Exercise objective -
Would you copy the records below, exactly and only from their first line through the line containing "import React from", without any pictures?

Extracted information -
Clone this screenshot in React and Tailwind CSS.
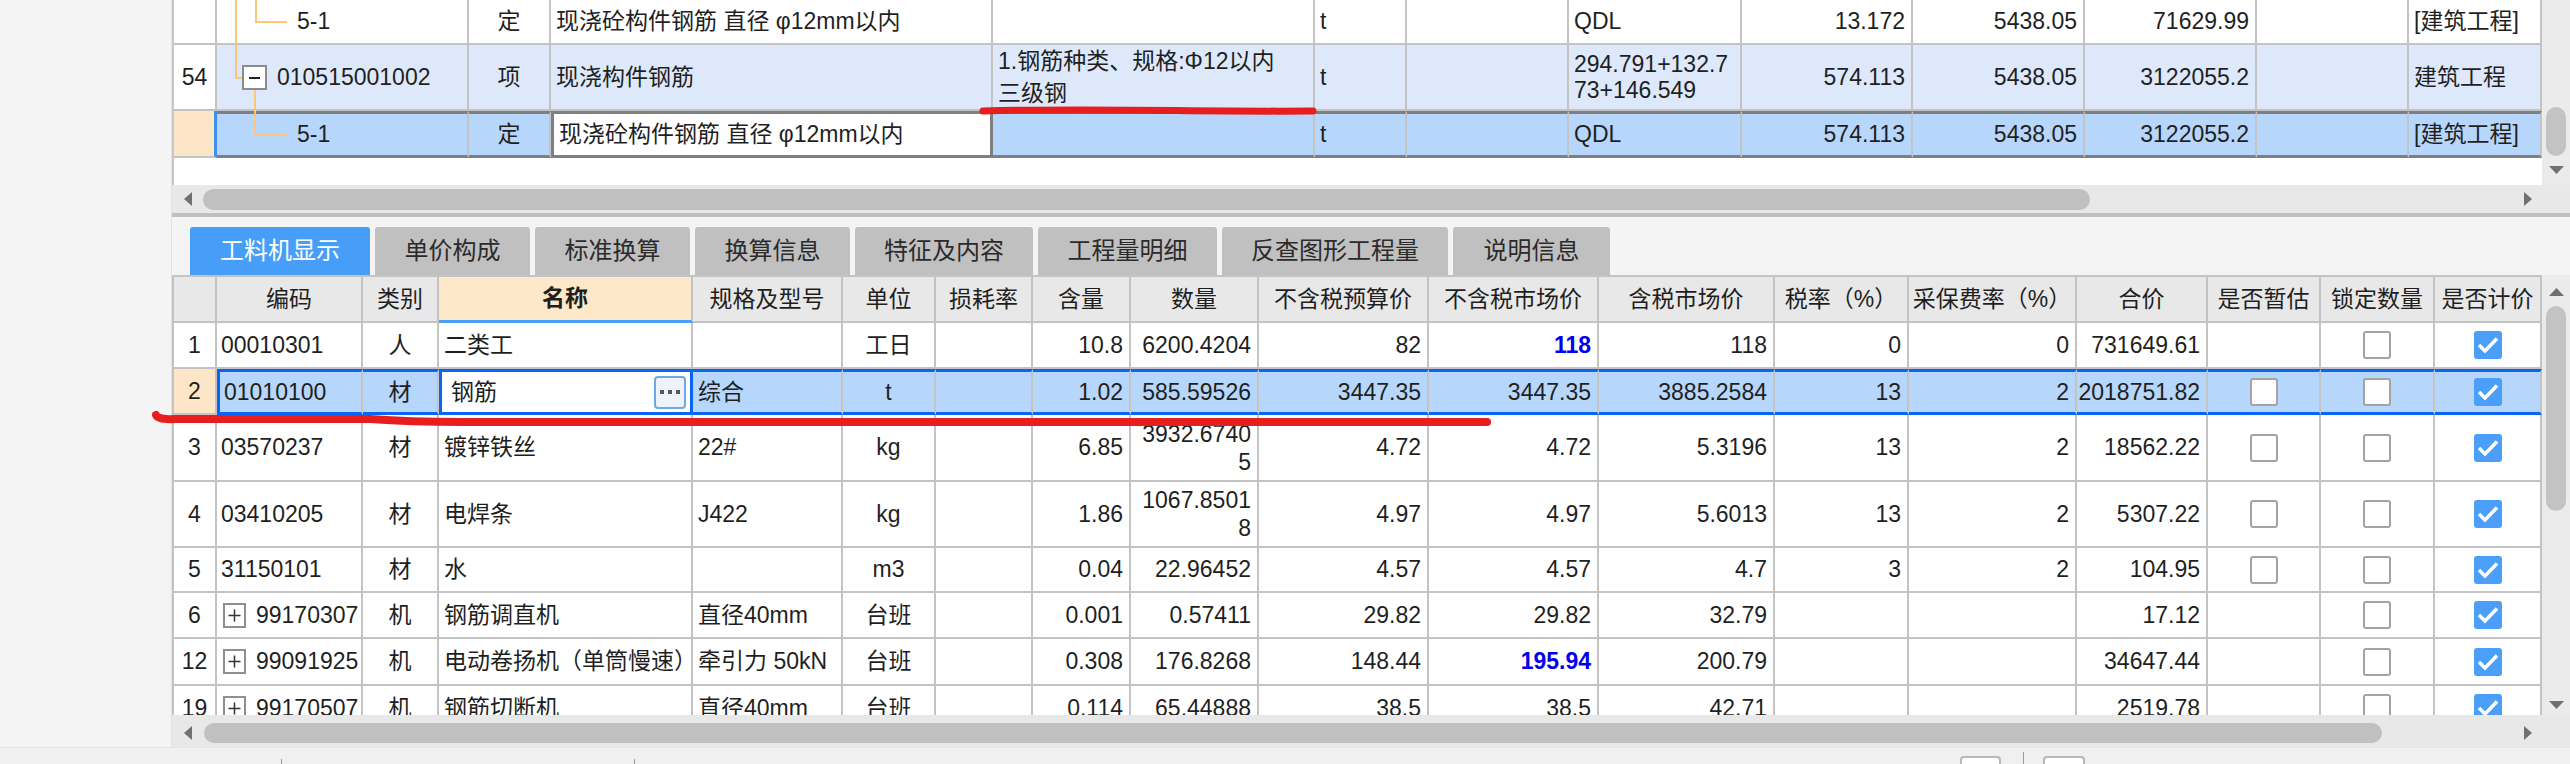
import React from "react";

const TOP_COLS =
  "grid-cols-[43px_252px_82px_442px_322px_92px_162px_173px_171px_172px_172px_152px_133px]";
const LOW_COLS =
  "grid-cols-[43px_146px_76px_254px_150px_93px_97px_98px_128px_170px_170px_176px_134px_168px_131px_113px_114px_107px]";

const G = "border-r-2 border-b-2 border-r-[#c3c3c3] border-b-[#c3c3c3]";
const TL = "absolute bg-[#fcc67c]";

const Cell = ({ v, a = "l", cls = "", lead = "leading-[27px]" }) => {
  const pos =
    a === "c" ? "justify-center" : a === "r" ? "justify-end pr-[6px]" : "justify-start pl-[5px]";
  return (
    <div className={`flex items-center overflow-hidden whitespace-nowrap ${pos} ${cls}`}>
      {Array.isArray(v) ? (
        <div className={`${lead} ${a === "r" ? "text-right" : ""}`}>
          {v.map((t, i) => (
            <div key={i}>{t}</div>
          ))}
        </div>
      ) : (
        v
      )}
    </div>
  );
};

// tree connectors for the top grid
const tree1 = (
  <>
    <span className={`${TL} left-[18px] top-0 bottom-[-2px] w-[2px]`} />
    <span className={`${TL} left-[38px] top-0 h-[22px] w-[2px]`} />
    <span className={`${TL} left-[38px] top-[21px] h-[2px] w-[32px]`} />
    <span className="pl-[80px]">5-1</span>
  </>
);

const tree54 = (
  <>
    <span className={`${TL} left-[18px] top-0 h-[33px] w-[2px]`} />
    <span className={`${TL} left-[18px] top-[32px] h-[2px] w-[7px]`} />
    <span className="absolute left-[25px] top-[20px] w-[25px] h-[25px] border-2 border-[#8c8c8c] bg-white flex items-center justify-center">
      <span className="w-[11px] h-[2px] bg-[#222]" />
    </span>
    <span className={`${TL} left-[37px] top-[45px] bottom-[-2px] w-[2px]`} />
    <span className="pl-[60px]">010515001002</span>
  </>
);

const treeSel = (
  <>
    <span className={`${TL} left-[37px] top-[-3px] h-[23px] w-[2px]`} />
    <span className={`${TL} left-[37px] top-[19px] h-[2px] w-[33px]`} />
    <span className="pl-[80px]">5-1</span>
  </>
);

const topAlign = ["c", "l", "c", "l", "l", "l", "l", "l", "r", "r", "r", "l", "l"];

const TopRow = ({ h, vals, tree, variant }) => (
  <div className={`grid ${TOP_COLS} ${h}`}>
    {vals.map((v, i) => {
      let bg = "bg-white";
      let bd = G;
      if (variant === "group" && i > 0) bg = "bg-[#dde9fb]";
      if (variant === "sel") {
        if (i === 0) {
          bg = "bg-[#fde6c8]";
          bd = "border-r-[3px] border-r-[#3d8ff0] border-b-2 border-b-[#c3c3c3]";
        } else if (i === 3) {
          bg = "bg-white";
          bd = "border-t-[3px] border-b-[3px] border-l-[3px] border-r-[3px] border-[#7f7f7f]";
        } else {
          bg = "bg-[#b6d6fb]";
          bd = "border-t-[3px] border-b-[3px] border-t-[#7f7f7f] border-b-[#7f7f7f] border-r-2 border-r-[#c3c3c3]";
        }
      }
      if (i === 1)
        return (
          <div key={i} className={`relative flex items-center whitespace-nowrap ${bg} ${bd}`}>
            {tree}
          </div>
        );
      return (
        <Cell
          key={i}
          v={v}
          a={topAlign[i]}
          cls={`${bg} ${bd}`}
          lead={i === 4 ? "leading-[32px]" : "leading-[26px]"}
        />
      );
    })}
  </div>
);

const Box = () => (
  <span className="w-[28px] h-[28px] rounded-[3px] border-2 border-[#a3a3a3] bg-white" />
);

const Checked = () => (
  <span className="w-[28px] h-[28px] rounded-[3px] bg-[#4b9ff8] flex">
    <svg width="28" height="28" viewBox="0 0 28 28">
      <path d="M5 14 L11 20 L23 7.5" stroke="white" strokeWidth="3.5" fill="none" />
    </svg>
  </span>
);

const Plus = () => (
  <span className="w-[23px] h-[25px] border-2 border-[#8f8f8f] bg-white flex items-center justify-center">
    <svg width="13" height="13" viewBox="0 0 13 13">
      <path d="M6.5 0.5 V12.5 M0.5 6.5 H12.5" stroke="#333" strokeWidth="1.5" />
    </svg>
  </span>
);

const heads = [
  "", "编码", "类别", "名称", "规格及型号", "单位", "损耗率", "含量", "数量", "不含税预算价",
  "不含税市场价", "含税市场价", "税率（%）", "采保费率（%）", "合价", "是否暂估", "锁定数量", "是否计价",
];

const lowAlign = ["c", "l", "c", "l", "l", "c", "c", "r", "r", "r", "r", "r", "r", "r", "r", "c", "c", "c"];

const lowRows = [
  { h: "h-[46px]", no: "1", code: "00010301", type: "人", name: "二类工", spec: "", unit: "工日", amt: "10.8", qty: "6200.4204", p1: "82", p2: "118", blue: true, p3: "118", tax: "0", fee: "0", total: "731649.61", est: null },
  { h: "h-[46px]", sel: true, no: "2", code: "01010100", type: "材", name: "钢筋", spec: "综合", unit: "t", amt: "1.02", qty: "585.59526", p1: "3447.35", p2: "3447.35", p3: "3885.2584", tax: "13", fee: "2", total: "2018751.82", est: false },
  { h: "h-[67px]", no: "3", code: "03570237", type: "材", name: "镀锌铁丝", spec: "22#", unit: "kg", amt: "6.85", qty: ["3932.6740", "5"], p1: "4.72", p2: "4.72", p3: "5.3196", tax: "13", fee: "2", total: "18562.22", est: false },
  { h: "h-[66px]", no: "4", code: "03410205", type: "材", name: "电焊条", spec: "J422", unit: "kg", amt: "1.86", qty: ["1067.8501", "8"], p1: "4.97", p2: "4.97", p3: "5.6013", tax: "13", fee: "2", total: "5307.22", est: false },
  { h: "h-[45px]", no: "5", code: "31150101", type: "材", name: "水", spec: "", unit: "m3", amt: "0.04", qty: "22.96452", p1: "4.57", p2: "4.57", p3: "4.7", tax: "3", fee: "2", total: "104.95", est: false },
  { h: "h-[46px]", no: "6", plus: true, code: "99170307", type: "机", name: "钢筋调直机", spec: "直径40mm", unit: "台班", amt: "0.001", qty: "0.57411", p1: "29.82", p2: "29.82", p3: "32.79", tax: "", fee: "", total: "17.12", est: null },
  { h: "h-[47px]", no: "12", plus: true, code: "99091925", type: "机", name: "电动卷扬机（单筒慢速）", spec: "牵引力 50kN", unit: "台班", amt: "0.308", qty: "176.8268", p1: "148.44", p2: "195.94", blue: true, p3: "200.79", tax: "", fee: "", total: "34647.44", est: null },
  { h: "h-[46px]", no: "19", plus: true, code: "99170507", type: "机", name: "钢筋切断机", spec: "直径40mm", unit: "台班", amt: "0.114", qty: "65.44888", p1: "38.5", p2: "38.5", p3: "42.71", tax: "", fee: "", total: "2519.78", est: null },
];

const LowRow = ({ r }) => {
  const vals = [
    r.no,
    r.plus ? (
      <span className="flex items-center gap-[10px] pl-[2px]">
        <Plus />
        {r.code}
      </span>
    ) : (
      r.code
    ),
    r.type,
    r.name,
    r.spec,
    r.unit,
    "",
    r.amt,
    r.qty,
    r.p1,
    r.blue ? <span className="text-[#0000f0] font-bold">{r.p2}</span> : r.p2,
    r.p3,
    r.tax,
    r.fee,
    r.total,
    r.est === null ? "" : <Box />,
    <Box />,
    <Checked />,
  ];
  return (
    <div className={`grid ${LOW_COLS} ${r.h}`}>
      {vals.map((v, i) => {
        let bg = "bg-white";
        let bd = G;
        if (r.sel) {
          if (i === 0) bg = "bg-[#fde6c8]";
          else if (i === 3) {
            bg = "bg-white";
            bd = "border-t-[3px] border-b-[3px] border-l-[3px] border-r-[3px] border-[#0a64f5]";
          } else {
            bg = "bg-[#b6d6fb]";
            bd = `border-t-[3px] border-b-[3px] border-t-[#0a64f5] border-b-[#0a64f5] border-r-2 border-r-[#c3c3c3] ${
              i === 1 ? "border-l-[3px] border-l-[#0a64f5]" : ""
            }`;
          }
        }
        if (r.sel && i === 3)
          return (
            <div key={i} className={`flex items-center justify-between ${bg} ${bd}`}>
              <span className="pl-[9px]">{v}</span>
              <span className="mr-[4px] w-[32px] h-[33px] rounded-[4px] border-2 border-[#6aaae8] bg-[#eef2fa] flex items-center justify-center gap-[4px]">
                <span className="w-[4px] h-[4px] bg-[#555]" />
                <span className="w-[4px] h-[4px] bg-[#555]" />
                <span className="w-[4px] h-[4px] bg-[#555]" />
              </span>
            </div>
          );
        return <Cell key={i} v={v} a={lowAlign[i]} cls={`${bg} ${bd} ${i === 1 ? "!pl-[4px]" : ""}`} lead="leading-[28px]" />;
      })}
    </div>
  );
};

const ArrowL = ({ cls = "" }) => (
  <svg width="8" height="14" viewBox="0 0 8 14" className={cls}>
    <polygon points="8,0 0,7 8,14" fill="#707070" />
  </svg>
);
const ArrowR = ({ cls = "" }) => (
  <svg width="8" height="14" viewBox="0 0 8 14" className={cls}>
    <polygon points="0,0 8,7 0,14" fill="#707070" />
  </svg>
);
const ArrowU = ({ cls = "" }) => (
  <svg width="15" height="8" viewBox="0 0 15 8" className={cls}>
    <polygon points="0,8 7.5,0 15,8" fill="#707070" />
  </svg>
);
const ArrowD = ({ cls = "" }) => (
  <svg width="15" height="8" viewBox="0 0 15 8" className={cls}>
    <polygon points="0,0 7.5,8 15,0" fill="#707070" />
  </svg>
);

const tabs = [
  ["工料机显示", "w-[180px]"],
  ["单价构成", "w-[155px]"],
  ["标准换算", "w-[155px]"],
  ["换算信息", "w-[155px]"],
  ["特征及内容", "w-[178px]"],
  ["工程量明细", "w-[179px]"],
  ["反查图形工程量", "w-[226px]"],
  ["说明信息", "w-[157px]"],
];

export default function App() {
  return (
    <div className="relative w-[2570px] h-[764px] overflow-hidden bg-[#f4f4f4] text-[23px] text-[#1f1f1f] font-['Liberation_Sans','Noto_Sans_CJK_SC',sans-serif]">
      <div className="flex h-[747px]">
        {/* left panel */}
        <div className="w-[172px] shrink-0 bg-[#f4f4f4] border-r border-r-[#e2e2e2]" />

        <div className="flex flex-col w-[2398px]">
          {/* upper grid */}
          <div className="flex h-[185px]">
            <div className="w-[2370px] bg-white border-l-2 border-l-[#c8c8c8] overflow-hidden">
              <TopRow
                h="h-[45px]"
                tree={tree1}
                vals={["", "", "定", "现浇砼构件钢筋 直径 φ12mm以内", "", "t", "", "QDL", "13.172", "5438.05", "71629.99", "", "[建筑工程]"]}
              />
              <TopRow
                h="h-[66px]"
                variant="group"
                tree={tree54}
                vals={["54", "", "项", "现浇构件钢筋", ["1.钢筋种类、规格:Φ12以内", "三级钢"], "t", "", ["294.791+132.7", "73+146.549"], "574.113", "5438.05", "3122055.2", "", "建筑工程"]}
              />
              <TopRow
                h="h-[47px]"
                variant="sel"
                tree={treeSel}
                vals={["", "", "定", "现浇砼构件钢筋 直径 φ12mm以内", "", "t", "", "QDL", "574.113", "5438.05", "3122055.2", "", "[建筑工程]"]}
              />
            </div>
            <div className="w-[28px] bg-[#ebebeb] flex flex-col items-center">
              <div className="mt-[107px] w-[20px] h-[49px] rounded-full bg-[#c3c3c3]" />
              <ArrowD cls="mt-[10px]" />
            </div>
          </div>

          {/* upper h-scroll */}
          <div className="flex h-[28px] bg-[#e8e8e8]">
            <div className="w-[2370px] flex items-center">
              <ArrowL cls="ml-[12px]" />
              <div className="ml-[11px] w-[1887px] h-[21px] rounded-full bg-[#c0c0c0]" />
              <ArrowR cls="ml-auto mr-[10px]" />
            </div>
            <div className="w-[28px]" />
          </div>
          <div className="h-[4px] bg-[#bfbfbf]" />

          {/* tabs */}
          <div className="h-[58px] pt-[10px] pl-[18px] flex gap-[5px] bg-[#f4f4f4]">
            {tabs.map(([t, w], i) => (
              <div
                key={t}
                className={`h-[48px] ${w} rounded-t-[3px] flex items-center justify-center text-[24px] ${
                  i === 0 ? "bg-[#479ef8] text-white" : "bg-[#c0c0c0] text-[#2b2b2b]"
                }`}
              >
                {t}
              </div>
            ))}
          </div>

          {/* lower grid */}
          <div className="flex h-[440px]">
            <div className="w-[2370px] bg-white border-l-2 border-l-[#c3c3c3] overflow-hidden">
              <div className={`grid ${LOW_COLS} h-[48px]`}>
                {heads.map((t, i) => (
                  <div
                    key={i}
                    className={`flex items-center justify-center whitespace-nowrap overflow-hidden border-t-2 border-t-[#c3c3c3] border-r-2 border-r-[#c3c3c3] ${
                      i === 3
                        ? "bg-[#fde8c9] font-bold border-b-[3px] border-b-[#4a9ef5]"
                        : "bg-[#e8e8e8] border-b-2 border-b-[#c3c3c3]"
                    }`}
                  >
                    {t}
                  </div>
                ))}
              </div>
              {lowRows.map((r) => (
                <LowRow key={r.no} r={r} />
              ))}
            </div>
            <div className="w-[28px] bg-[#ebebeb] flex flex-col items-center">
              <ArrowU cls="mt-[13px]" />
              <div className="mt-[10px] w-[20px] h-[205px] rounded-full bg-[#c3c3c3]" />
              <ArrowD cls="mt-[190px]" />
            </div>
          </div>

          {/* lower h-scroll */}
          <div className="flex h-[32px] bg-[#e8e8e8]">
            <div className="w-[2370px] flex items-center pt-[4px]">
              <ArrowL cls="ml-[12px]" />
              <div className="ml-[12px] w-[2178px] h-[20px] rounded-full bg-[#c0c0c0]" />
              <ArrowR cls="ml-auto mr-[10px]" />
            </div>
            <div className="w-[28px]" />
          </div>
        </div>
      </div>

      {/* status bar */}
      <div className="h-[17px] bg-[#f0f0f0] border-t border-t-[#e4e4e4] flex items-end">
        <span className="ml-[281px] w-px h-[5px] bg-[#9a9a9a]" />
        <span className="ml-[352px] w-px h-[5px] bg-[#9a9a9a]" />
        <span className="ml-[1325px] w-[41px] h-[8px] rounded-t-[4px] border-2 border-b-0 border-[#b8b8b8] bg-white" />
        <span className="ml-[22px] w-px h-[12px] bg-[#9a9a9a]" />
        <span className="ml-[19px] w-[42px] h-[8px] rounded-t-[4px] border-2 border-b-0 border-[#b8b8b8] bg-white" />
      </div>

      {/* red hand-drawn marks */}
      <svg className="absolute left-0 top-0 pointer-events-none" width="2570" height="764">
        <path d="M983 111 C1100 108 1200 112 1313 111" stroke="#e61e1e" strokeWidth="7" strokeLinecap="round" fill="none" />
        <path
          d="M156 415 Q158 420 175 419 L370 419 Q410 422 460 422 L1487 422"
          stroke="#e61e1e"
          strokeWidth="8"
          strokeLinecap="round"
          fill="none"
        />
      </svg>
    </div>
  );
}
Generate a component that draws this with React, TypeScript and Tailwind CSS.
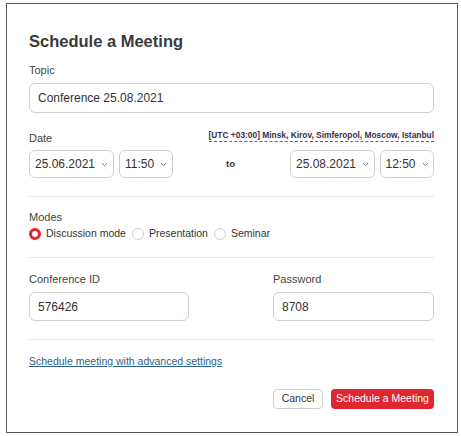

Task solution -
Clone this screenshot in React and Tailwind CSS.
import React from "react";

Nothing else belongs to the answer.